A permanência de doentes hospitalizados que, do ponto de vista clínico apresentam condições para regressar ao domicílio ou transitar para outro nível de cuidados, mas que continuam a “ocupar” camas hospitalares por ausência de condições sociais, familiares ou institucionais é uma realidade cada vez mais visível no Serviço de Saúde da Região Autónoma da Madeira.

Este fenómeno suscita uma questão central: trata-se de uma problemática da esfera da saúde, da segurança social, ou de responsabilidade familiar?

À primeira vista, a responsabilidade parece recair sobre o setor da saúde, uma vez que o doente permanece no hospital e é a equipa clínica que define o momento da alta. Todavia, compreende-se que a permanência além do tempo clinicamente necessário não decorre de falha médica ou de enfermagem, mas sim de insuficiência de respostas extra-hospitalares.

Do ponto de vista da Segurança Social, persiste a escassez de estruturas residenciais e de unidades de cuidados continuados, particularmente direcionadas para pessoas em situação de dependência.

No âmbito familiar, a realidade é dura: enfrentam processos burocráticos morosos, listas de espera prolongadas e incapacidade económica para assegurar os cuidados necessários ao familiar dependente.

A conjugação de múltiplos fatores, associada à ausência de mecanismos eficazes de articulação entre os diferentes intervenientes, conduz a um vazio de respostas, no qual o hospital acaba por assumir um papel substitutivo, mantendo o utente em risco acrescido de infeções, perda de autonomia e isolamento.

Enquanto não existir comunicação eficaz e estruturada entre as partes, os hospitais continuarão a ser espaços de contenção de problemáticas sociais, em detrimento do bem-estar dos doentes e da eficiência do sistema de saúde.

É, por isso, fundamental sublinhar que o hospital não é um lar de idosos, nem pode substituir a rede de suporte comunitária. Manter camas ocupadas por doentes estabilizados implica aumento dos custos operacionais, sobrecarregando (ainda mais) os profissionais de saúde e comprometendo o acesso a quem realmente precisa de internamento.

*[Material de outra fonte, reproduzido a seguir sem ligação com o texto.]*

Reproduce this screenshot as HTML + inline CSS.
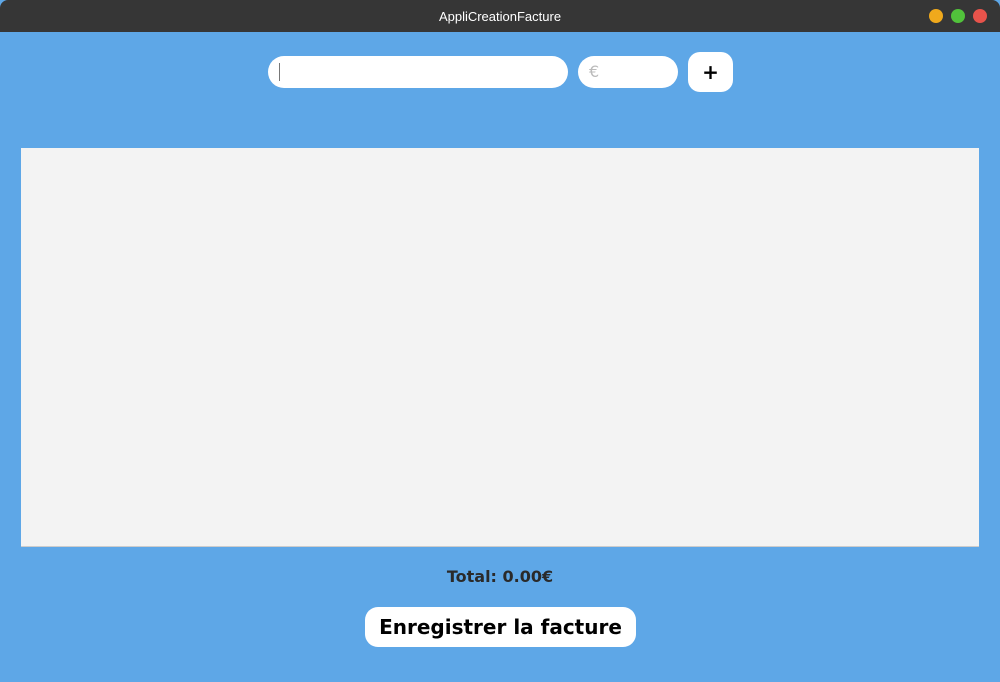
<!DOCTYPE html>
<html><head><meta charset="utf-8"><style>
*{margin:0;padding:0;box-sizing:border-box}
body{width:1000px;height:682px;background:#5ea7e7;position:relative;overflow:hidden;font-family:"DejaVu Sans","Liberation Sans",sans-serif}
.bar{position:absolute;left:0;top:0;width:1000px;height:32px;background:#363636;border-radius:8px 8px 0 0;color:#fff;font-size:13px;text-align:center;line-height:33px;font-family:"Liberation Sans",sans-serif}
.dot{position:absolute;top:9px;width:14px;height:14px;border-radius:50%}
.in{position:absolute;background:#fff;border-radius:16px}
.list{position:absolute;left:21px;top:148px;width:958px;height:399px;background:#f3f3f3;border-bottom:1px solid #ccc}
</style></head><body>
<div class="bar">AppliCreationFacture
<div class="dot" style="left:929px;background:#f0a91c"></div>
<div class="dot" style="left:951px;background:#51c23b"></div>
<div class="dot" style="left:973px;background:#e8534b"></div>
</div>
<div class="in" style="left:268px;top:56px;width:300px;height:32px"><div style="position:absolute;left:11px;top:7px;width:1px;height:18px;background:#777"></div></div>
<div class="in" style="left:578px;top:56px;width:100px;height:32px;color:#bbb;font-size:16px;line-height:32px;padding-left:11px">€</div>
<div class="in" style="left:688px;top:52px;width:45px;height:40px;border-radius:12px;text-align:center;line-height:40px;font-size:20px;font-weight:bold;color:#000">+</div>
<div class="list"></div>
<div style="position:absolute;left:0;width:1000px;top:567px;text-align:center;font-size:16px;font-weight:bold;color:#2a2a2a">Total: 0.00€</div>
<div style="position:absolute;left:365px;top:607px;width:271px;height:40px;background:#fff;border-radius:13px;text-align:center;line-height:40px;font-size:20px;font-weight:bold;color:#000">Enregistrer la facture</div>
</body></html>
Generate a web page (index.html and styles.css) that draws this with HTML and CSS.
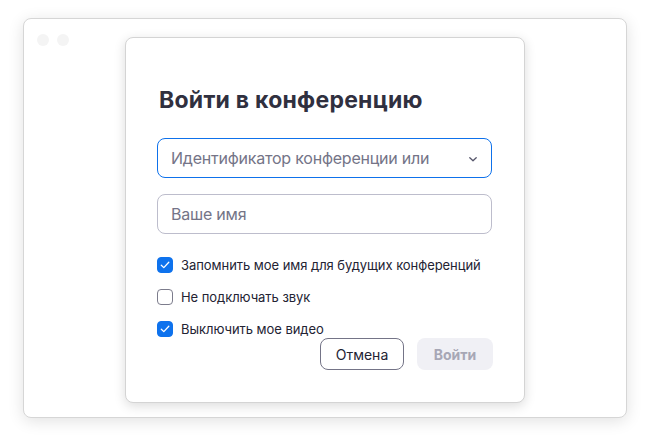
FILE: index.html
```html
<!DOCTYPE html>
<html lang="ru">
<head>
<meta charset="utf-8">
<link rel="stylesheet" href="styles.css">
</head>
<body>
<div class="window">
  <div class="traffic">
    <span class="dot"></span>
    <span class="dot"></span>
  </div>
  <div class="dialog">
    <h1 class="title">Войти в конференцию</h1>
    <div class="field field-active">
      <span class="placeholder">Идентификатор конференции или</span>
      <svg class="chevron" width="8" height="5" viewBox="0 0 8 5"><path d="M0.8 0.8 L4 3.8 L7.2 0.8" fill="none" stroke="#55556a" stroke-width="1.3" stroke-linecap="round" stroke-linejoin="round"/></svg>
    </div>
    <div class="field">
      <span class="placeholder">Ваше имя</span>
    </div>
    <div class="checks">
      <label class="check">
        <span class="box box-on"><svg width="10" height="8" viewBox="0 0 10 8"><path d="M1.3 4.2 L3.8 6.6 L8.8 1.3" fill="none" stroke="#fff" stroke-width="1.3" stroke-linecap="round" stroke-linejoin="round"/></svg></span>
        <span class="check-text">Запомнить мое имя для будущих конференций</span>
      </label>
      <label class="check">
        <span class="box"></span>
        <span class="check-text">Не подключать звук</span>
      </label>
      <label class="check">
        <span class="box box-on"><svg width="10" height="8" viewBox="0 0 10 8"><path d="M1.3 4.2 L3.8 6.6 L8.8 1.3" fill="none" stroke="#fff" stroke-width="1.3" stroke-linecap="round" stroke-linejoin="round"/></svg></span>
        <span class="check-text">Выключить мое видео</span>
      </label>
    </div>
    <div class="actions">
      <button class="btn btn-cancel">Отмена</button>
      <button class="btn btn-join">Войти</button>
    </div>
  </div>
</div>
</body>
</html>
```
FILE: styles.css
```css
* { box-sizing: border-box; }
html, body { margin: 0; padding: 0; }
body {
  width: 650px;
  height: 446px;
  background: #ffffff;
  font-family: Inter, "Liberation Sans", Arial, sans-serif;
  padding: 18px 0 0 23px;
  overflow: hidden;
}
.window {
  position: relative;
  width: 604px;
  height: 400px;
  background: #fff;
  border: 1px solid #d6d6d6;
  border-radius: 8px;
  box-shadow: 0 3px 16px rgba(0,0,0,0.12);
}
.traffic {
  display: flex;
  gap: 8px;
  padding: 15px 0 0 13px;
}
.dot {
  width: 12px;
  height: 12px;
  border-radius: 50%;
  background: #f4f4f4;
}
.dialog {
  position: absolute;
  left: 101px;
  top: 18px;
  width: 400px;
  height: 366px;
  background: #fff;
  border: 1px solid #d4d4d4;
  border-radius: 8px;
  box-shadow: 0 3px 12px rgba(0,0,0,0.14);
  padding: 48px 31px 0 31px;
  display: flex;
  flex-direction: column;
}
.title {
  margin: 0 0 24px 2px;
  font-size: 23px;
  line-height: 28px;
  font-weight: 700;
  color: #30303f;
  letter-spacing: 0.25px;
}
.field {
  height: 40px;
  width: 335px;
  border: 1px solid #bdbdcc;
  border-radius: 8px;
  display: flex;
  align-items: center;
  justify-content: space-between;
  padding: 0 14px 0 13px;
  margin-bottom: 16px;
}
.field-active { border-color: #0e71eb; }
.placeholder {
  font-size: 16px;
  color: #747487;
  letter-spacing: -0.22px;
}
.chevron { margin-top: 2px; }
.checks {
  display: flex;
  flex-direction: column;
  gap: 16px;
  margin-top: 7px;
}
.check {
  display: flex;
  align-items: center;
  gap: 8px;
  height: 16px;
}
.box {
  width: 16px;
  height: 16px;
  border-radius: 4px;
  border: 1px solid #7c7c8c;
  background: #fff;
  display: flex;
  align-items: center;
  justify-content: center;
  flex-shrink: 0;
}
.box-on {
  background: #0e72ed;
  border-color: #0e72ed;
}
.check-text {
  font-size: 13px;
  color: #232333;
  letter-spacing: -0.05px;
}
.actions {
  display: flex;
  justify-content: flex-end;
  gap: 13px;
  margin-top: 1px;
}
.btn {
  height: 32px;
  border-radius: 8px;
  font-family: inherit;
  font-size: 14px;
  padding: 0;
}
.btn-cancel {
  width: 84px;
  background: #fff;
  border: 1px solid #747487;
  color: #232333;
}
.btn-join {
  width: 76px;
  background: #f0f0f5;
  border: none;
  color: #a7a7b5;
  font-weight: 700;
}
```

Contrariamente ao discurso político que, por vezes, desvaloriza a complexidade desta questão, as denominadas “altas problemáticas” representam, de facto, a resposta mais onerosa e menos adequada, tanto para os doentes como para o sistema.

A gravidade desta situação tem conduzido a afirmações públicas que defendem a criminalização do abandono de idosos em contexto hospitalar após alta clínica. Embora esta posição possa ser compreendida pelo desespero gerado pela ausência de soluções imediatas, suscita questões éticas e sociais relevantes: será justo responsabilizar unicamente as famílias, quando o Estado falha em assegurar políticas sociais e respostas de cuidados continuados suficientes? A solução não reside na criminalização, mas sim no reforço de políticas integradas entre Saúde e Segurança Social.

É preciso reforçar a Rede de Cuidados Continuados, agilizar processos de referenciação social, criar equipas de transição hospital/comunidade que preparem a alta desde o primeiro dia de internamento, e desenvolver parcerias sólidas com Instituições Particulares de Solidariedade Social e lares privados.

Importa valorizar e reconfigurar o apoio domiciliário, garantindo o seu financiamento adequado, possibilitando que os doentes permaneçam no domicílio com dignidade, sempre que essa seja a sua vontade e condição clínica.

Se queremos um sistema de saúde e de proteção social verdadeiramente centrado na pessoa, é tempo de assumir que as soluções exigem políticas integradas, liderança firme e, sobretudo, a consciência de que cada dia de internamento desnecessário compromete simultaneamente a dignidade do doente e a sustentabilidade do serviço público.